The sources of international law presented in this Part show a clear trend on what the State obligations are when they face the natural phenomenon of transboundary resources: they must cooperate to find a method of exploitation where the resources are exploited in an efficient way benefiting and respecting the rights of both States. Exploiting a resource unilaterally without respecting and recognizing the rights of the other parties to the hydrocarbons contained in the field is clearly contrary to the international law sources described in this Part. In following this obligation, most States have chosen to respect the principle of unitization as the most appropriate one for achieving this. Although the general rule is clear, the way States in their bilateral relations have been able to accomplish a joint exploitation of the resource is an important part of the way the norm has developed. As such, the following Part will undertake a detailed analysis of the binational practice between the United States and Mexico in handling transboundary resources in other areas, such as rivers, in order to identify particular ways in which these two nations have dealt with similar issues. Particular attention will be given to the treatment of rivers along the U.S.-Mexico border. Part VI will also have a detailed examination of the substantive provisions and international legal implications of the landmark 2012 Transboundary Agreement. One the key characteristics of this agreement, unlike other existing international cross-boundary hydrocarbon treaties, is that the 2012 Transboundary Agreement allows the parties to exploit transboundary reservoirs unilaterally in the absence of an approved unitization agreement. The final portion of the study examines whether these provisions are compatible with the described existing principles of international law. (144)

IV. U.S. AND MEXICO BILATERAL PRACTICE ON TRANSBOUNDARY RESOURCES

Under international law, bilateral practice can eventually generate a bilateral customary norm that governs the relations between the States in particular matters if the requirements of state practice and opinion juris are met. (145) Mexico and the United States have faced before the challenge of managing transboundary resources. An important example involves the use and distribution of the water contained in several rivers that cross the border. Just as is the case with oil and gas contained in reservoirs, the water in international rivers is the property of both nations. How the water is distributed varies depending on the particular physical elements of the river. Some of these rivers have their origin in Mexican territory and flow to the United States, others have origins in the United States and flow south. Hence the possibility of both nations unilaterally abusing the resources is present. To avoid such a practice, both States decided to rely on established international practice and to create a binational commission that would administer the exploitation of water resources, invest where needed, and decide technical matters. (146) An important aspect of the commission's decisions is that they are final and binding upon both parties. This has been the practice since (1848) and is reflected in several treaties that deal with inland border issues. (147) Some commentators have argued that these binational regimes were "a dramatic turning point in the legal stance of the United States on its sovereign rights concerning water resources. Until that date the U.S. side maintained that it had absolute right to use the water resources in its territory as it wished." (148)
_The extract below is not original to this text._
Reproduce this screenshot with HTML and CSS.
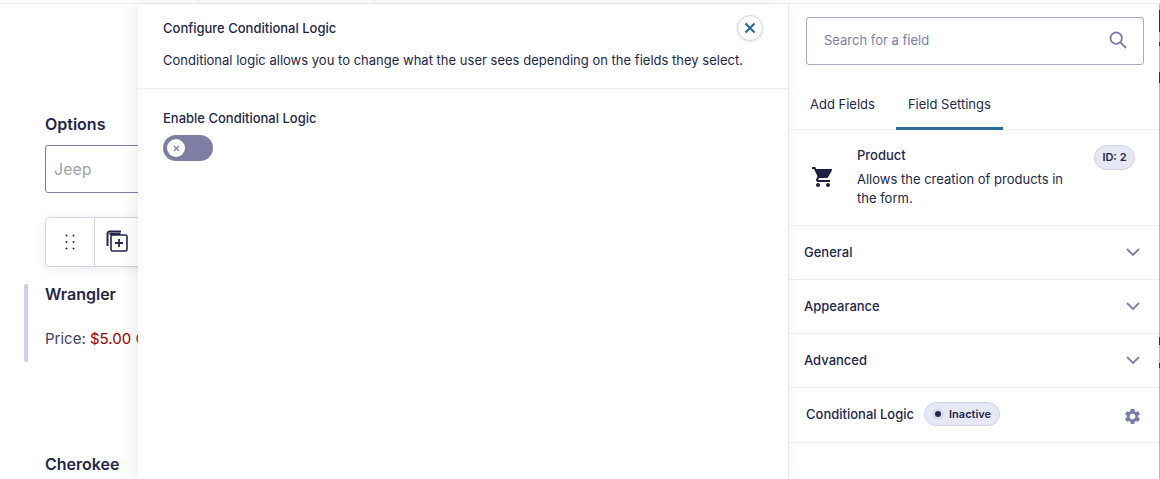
FILE: index.html
```html
<!DOCTYPE html>
<html lang="en">
<head>
<meta charset="utf-8">
<title>Form editor</title>
<link rel="stylesheet" href="styles.css">
</head>
<body>
<div class="topbar"><span class="top-a"></span></div>
<div class="main">
  <section class="canvas">
    <h3 class="label options-label">Options</h3>
    <div class="choice-input">Jeep</div>
    <div class="toolbar">
      <span class="tool tool-drag">
        <svg width="10" height="16" viewBox="0 0 10 16"><g fill="#242748"><circle cx="1.500" cy="1.500" r="1"/><circle cx="8.500" cy="1.500" r="1"/><circle cx="1.500" cy="8" r="1"/><circle cx="8.500" cy="8" r="1"/><circle cx="1.500" cy="14.500" r="1"/><circle cx="8.500" cy="14.500" r="1"/></g></svg>
      </span>
      <span class="tool tool-copy">
        <svg width="24" height="24" viewBox="0 0 24 24" fill="none" stroke="#242748" stroke-width="1.600"><path d="M2.500 17V4.500a2 2 0 0 1 2-2H16" stroke-width="2"/><path d="M4.500 5h11" stroke-width="2.500"/><rect x="6" y="6" width="16" height="16" rx="1.500" fill="#fff"/><path d="M14 10v8M10 14h8" stroke-width="1.800"/></svg>
      </span>
    </div>
    <div class="field-block">
      <h3 class="label wrangler">Wrangler</h3>
      <p class="price">Price: <span class="amount">$5.00</span> Quantity</p>
    </div>
    <h3 class="label cherokee">Cherokee</h3>
  </section>

  <section class="modal">
    <header class="modal-head">
      <div class="modal-text">
        <h2 class="modal-title">Configure Conditional Logic</h2>
        <p class="modal-desc">Conditional logic allows you to change what the user sees depending on the fields they select.</p>
      </div>
      <button class="close" type="button" aria-label="Close">
        <svg width="12" height="12" viewBox="0 0 12 12" fill="none" stroke="#2f6a94" stroke-width="2.200"><path d="M1.500 1.500l9 9M10.500 1.500l-9 9"/></svg>
      </button>
    </header>
    <div class="modal-body">
      <div class="enable-label">Enable Conditional Logic</div>
      <div class="toggle">
        <span class="knob"><svg width="7" height="7" viewBox="0 0 7 7" fill="none" stroke="#7e7ea5" stroke-width="1.200"><path d="M1 1l5 5M6 1l-5 5"/></svg></span>
      </div>
    </div>
  </section>

  <aside class="sidebar">
    <div class="search-wrap">
      <div class="search">
        <span class="search-ph">Search for a field</span>
        <svg class="search-icon" width="18" height="18" viewBox="0 0 18 18" fill="none" stroke="#7d7ea6" stroke-width="1.800"><circle cx="7.200" cy="7.200" r="5.700"/><path d="M11.500 11.500l5.500 5.500"/></svg>
      </div>
    </div>
    <nav class="tabs">
      <span class="tab">Add Fields</span>
      <span class="tab tab-active">Field Settings</span>
    </nav>
    <div class="field-info">
      <svg class="cart" width="24" height="24" viewBox="0 0 24 24" fill="#1f2142"><path d="M7 18c-1.100 0-1.990.9-1.990 2S5.900 22 7 22s2-.9 2-2-.9-2-2-2zM1 2v2h2l3.600 7.590-1.350 2.450c-.16.280-.25.610-.25.960 0 1.100.9 2 2 2h12v-2H7.420c-.14 0-.25-.11-.25-.25l.03-.12.900-1.630h7.450c.750 0 1.410-.41 1.750-1.030l3.580-6.490A1 1 0 0 0 20 4H5.210l-.94-2H1zm16 16c-1.100 0-1.990.9-1.990 2s.89 2 1.990 2 2-.9 2-2-.9-2-2-2z"/></svg>
      <div class="field-copy">
        <div class="field-name">Product</div>
        <p class="field-desc">Allows the creation of products in the form.</p>
      </div>
      <span class="id-badge">ID: 2</span>
    </div>
    <div class="acc-row"><span>General</span><svg class="chev" width="14" height="8" viewBox="0 0 14 8" fill="none" stroke="#7d7ea6" stroke-width="1.800"><path d="M1 1l6 6 6-6"/></svg></div>
    <div class="acc-row"><span>Appearance</span><svg class="chev" width="14" height="8" viewBox="0 0 14 8" fill="none" stroke="#7d7ea6" stroke-width="1.800"><path d="M1 1l6 6 6-6"/></svg></div>
    <div class="acc-row"><span>Advanced</span><svg class="chev" width="14" height="8" viewBox="0 0 14 8" fill="none" stroke="#7d7ea6" stroke-width="1.800"><path d="M1 1l6 6 6-6"/></svg></div>
    <div class="logic-row">
      <span class="logic-label">Conditional Logic</span>
      <span class="status"><span class="dot"></span>Inactive</span>
      <svg class="gear" width="19" height="19" viewBox="0 0 24 24" fill="#7d7ea6"><path d="M19.140 12.940c.04-.3.060-.61.060-.94 0-.32-.02-.64-.07-.94l2.030-1.580a.49.49 0 0 0 .12-.61l-1.920-3.320a.49.49 0 0 0-.59-.22l-2.390.96c-.5-.38-1.030-.7-1.620-.94l-.36-2.540a.48.48 0 0 0-.48-.41h-3.840c-.24 0-.43.170-.47.410l-.36 2.540c-.59.240-1.130.570-1.620.94l-2.390-.96a.49.49 0 0 0-.59.220L2.740 8.870c-.12.210-.08.470.12.610l2.030 1.580c-.05.300-.09.630-.09.940s.02.640.07.940l-2.030 1.580a.49.49 0 0 0-.12.610l1.920 3.320c.12.220.37.290.59.220l2.390-.96c.5.380 1.030.7 1.620.94l.36 2.540c.05.240.24.410.48.410h3.840c.24 0 .44-.17.470-.41l.36-2.540c.59-.24 1.130-.56 1.620-.94l2.390.96c.22.080.47 0 .59-.22l1.920-3.320c.12-.22.070-.47-.12-.61l-2.010-1.580zM12 15.600A3.610 3.610 0 0 1 8.400 12c0-1.980 1.620-3.600 3.600-3.600s3.600 1.620 3.600 3.600-1.620 3.600-3.600 3.600z"/></svg>
    </div>
  </aside>
</div>
</body>
</html>
```
FILE: styles.css
```css
* { box-sizing: border-box; }
html, body { margin: 0; padding: 0; height: 100%; }
body {
  width: 1160px;
  height: 479px;
  overflow: hidden;
  background: #fff;
  font-family: Inter, "Liberation Sans", sans-serif;
  color: #242748;
  display: flex;
  flex-direction: column;
}
h2, h3, p { margin: 0; }

.topbar {
  flex: 0 0 4px;
  display: flex;
  border-bottom: 1px solid #ecedf8;
}
.top-a { margin-left: 198px; width: 177px; height: 3px; border-left: 1px solid #ecedf8; border-right: 1px solid #ecedf8; }

.main {
  flex: 1;
  min-height: 0;
  display: grid;
  grid-template-columns: 138px 650px 372px;
}

.canvas {
  overflow: hidden;
  padding: 110px 0 0 45px;
  white-space: nowrap;
}
.label { font-size: 16px; line-height: 20px; font-weight: 600; color: #242748; }
.choice-input {
  margin-top: 11px;
  width: 200px;
  height: 48px;
  border: 1px solid #7e7ea5;
  border-radius: 3px;
  padding-left: 8px;
  font-size: 16px;
  line-height: 46px;
  color: #a3a3a8;
}
.toolbar {
  margin-top: 24px;
  width: 200px;
  height: 50px;
  display: flex;
  border: 1px solid #d3d4ea;
  border-radius: 4px;
  background: #fff;
  box-shadow: 0 2px 10px rgba(36, 39, 72, 0.1);
}
.tool { display: flex; align-items: center; justify-content: center; width: 50px; }
.tool-drag { width: 49px; border-right: 1px solid #d3d4ea; }
.tool-copy { width: 44px; padding-bottom: 2px; }
.field-block {
  margin: 18px 0 0 -21px;
  padding-left: 17px;
  height: 78px;
  border-left: 4px solid #ced0e8;
  border-radius: 2px;
}
.wrangler { margin-top: -1px; }
.price { margin-top: 25px; font-size: 15px; line-height: 20px; color: #3f4160; }
.amount { color: #900; }
.cherokee { margin-top: 92px; }

.modal {
  position: relative;
  background: #fff;
  box-shadow: -4px 0 14px rgba(36, 39, 72, 0.09);
}
.modal-head {
  height: 85px;
  padding: 14px 25px 0;
  display: flex;
  justify-content: space-between;
  border-bottom: 1px solid #ecedf8;
}
.modal-text { flex: 1; min-width: 0; }
.modal-title { font-size: 13px; line-height: 20px; font-weight: 500; color: #242748; }
.modal-desc { margin-top: 12px; font-size: 13px; line-height: 20px; color: #242748; white-space: nowrap; letter-spacing: 0.011px; }
.close {
  flex: none;
  width: 26px;
  height: 26px;
  padding: 0;
  border: 1px solid #d3d4ea;
  border-radius: 50%;
  background: #fff;
  box-shadow: 0 1px 3px rgba(36, 39, 72, 0.12);
  display: flex;
  align-items: center;
  justify-content: center;
  margin-top: -3px;
}
.modal-body { padding: 19px 25px 0; }
.enable-label { font-size: 13px; line-height: 20px; font-weight: 500; color: #242748; }
.toggle {
  margin-top: 7px;
  width: 50px;
  height: 26px;
  border-radius: 13px;
  background: #7e7ea5;
  padding: 4px;
}
.knob {
  width: 18px;
  height: 18px;
  border-radius: 50%;
  background: #fff;
  display: flex;
  align-items: center;
  justify-content: center;
}

.sidebar {
  border-left: 1px solid #ecedf8;
  padding-right: 1px;
  background: linear-gradient(to bottom,
    #b5b5bc 0 6px, #333 6px 28px, #b5b5bc 28px 38px, #333 38px 42px,
    #b5b5bc 42px 68px, #333 68px 79px, #b5b5bc 79px 333px, #333 333px 341px,
    #b5b5bc 341px 359px, #333 359px 364px, #b5b5bc 364px) right top / 1px 100% no-repeat;
}
.search-wrap { padding: 13px 15px 0 17px; }
.search {
  height: 48px;
  border: 1px solid #a9aacb;
  border-radius: 3px;
  padding: 0 16px 0 17px;
  display: flex;
  align-items: center;
  justify-content: space-between;
}
.search-ph { font-size: 13px; line-height: 16px; margin-top: -2px; color: #7d7ea6; }
.search-icon { margin-top: -2px; }
.tabs {
  margin-top: 12px;
  height: 53px;
  display: flex;
  padding-left: 9px;
  border-bottom: 1px solid #ecedf8;
}
.tab { padding: 0 12px; line-height: 54px; height: 53px; font-size: 13px; color: #242748; margin-right: 9px; }
.tab-active { border-bottom: 3px solid #2f6a94; }
.field-info {
  height: 96px;
  padding: 16px 24px 0 22px;
  display: flex;
  border-bottom: 1px solid #ecedf8;
}
.cart { margin-top: 19px; flex: none; }
.field-copy { width: 218px; margin-left: 22px; }
.field-name { font-size: 13px; line-height: 19px; font-weight: 500; }
.field-desc { margin-top: 5px; font-size: 13px; line-height: 19px; color: #242748; }
.id-badge {
  margin: -1px 0 0 auto;
  height: 25px;
  padding: 0 7.500px;
  border: 1px solid #d3d4ea;
  border-radius: 13px;
  background: #e7e8f5;
  font-size: 11px;
  font-weight: 600;
  line-height: 23px;
  white-space: nowrap;
}
.acc-row {
  height: 54px;
  padding: 0 19px 2px 15px;
  display: flex;
  align-items: center;
  justify-content: space-between;
  font-size: 13px;
  font-weight: 500;
  border-bottom: 1px solid #ecedf8;
}
.logic-row {
  height: 55px;
  padding: 0 17px 2px 17px;
  display: flex;
  align-items: center;
  font-size: 13px;
  font-weight: 500;
  border-bottom: 1px solid #ecedf8;
}
.status {
  margin-left: 10px;
  height: 24px;
  padding: 0 8px 0 7px;
  display: flex;
  align-items: center;
  border: 1px solid #d3d4ea;
  border-radius: 12px;
  background: #e7e8f5;
  font-size: 11px;
  font-weight: 600;
}
.dot {
  width: 6px;
  height: 6px;
  margin: 0 8px 0 3px;
  border-radius: 50%;
  background: #242748;
  box-shadow: 0 0 0 3px #d9daee;
}
.gear { margin-left: auto; margin-top: 4px; }
```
For example the 1906 Treaty for the Rio Bravo, stated explicitly that the neighboring States should share in an equitable way the distribution of the waters contained in the border. (149)
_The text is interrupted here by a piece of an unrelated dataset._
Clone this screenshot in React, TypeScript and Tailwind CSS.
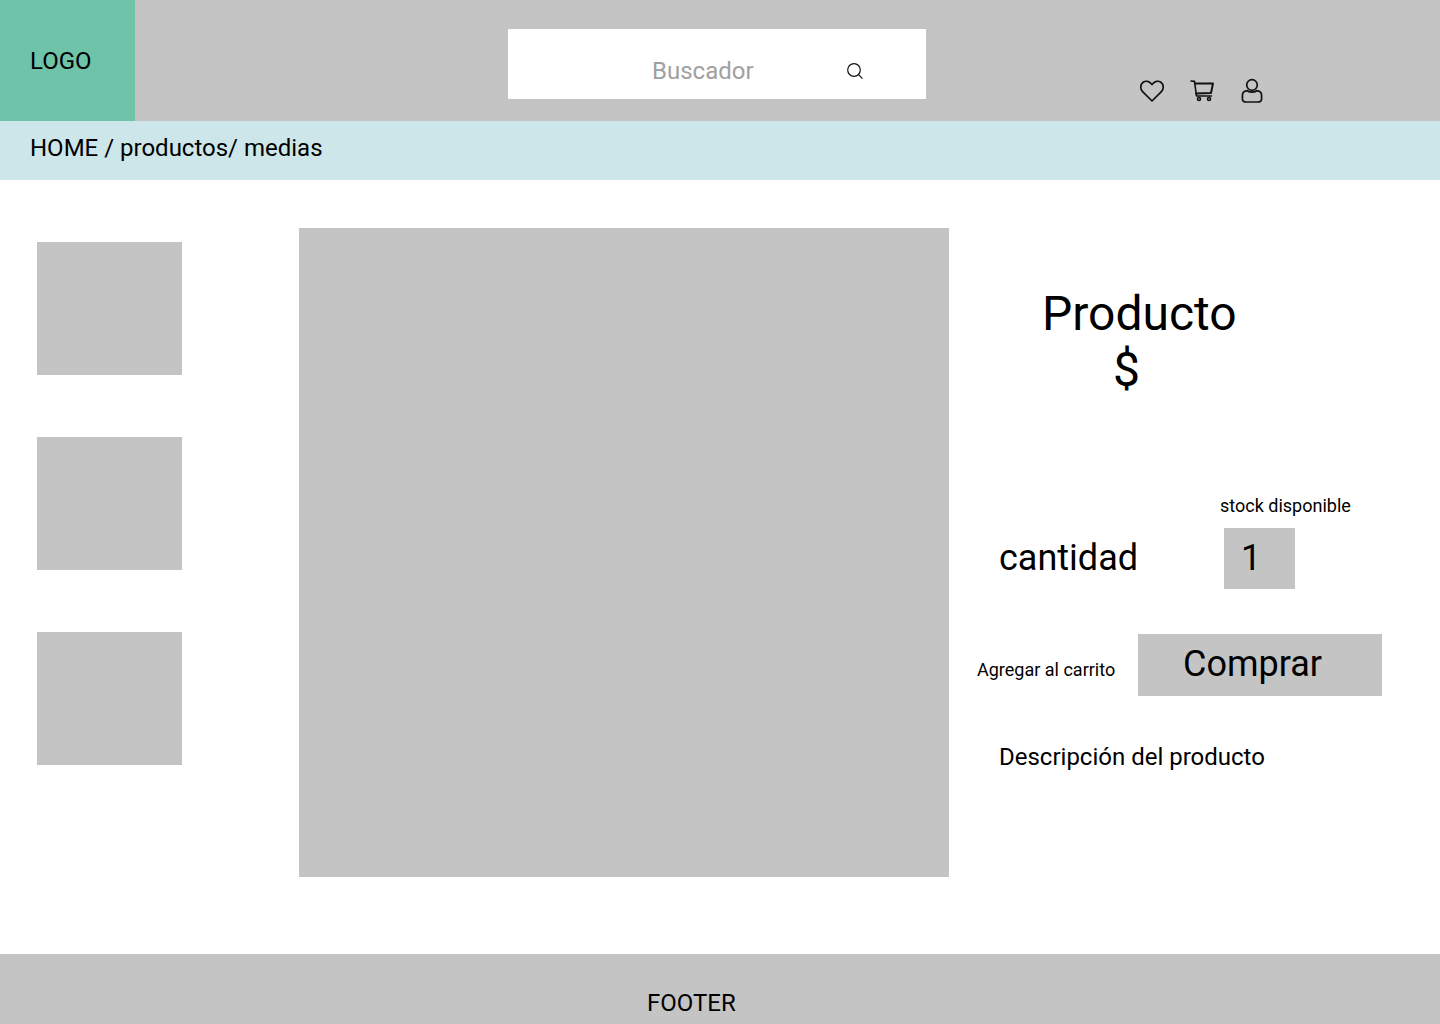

The same principle was adopted in the 1944 U.S. and Mexico Rivers Treaty, where the International Boundary and Water Commission (IBWC) was created and according to Article 2 "shall in all respects have the status of an international body." (150) Furthermore, the Commission was entrusted to regulate and exercise the rights that both States have over the resources:

   The application of the present Treaty, the regulation and exercise
   of the rights and obligations which the two Governments assume
   thereunder, and the settlement of all disputes to which its
   observance and execution may give rise are hereby entrusted to the
   International Boundary and Water Commission. (151)

In other words, the creation of this supranational international body, would exercise the rights and duties of both parties on those resources, resolve all the disputes arising out of their exploitation, and have the final word on their administration. An important aspect of the operation of the IBWC is that its officers and employees are given special diplomatic status to visit both sides of the border freely. (152) In the same vein, the expenses incurred "as agreed upon by the Commission, shall be born equally by the two Governments." (153) The type of economic interests that this joint exploitation regime touches are very diverse, and the Treaty even includes an order of preferences for the Commission to consider. (154) The IBWC has been empowered to construct, operate and maintain storage dams and reservoirs, the first one being the Rio Grande Rectification project in 1933. Regarding the qualification of the head of each section, Article 2 states that it "shall be an Engineer Commissioner;" as a way to ensuring that the IBWC will function in a technical capacity to guarantee the efficient exploitation and distribution of the joint resource, rather than as a political or diplomatic body where other interests might overshadow the efficiency of the regime. (155)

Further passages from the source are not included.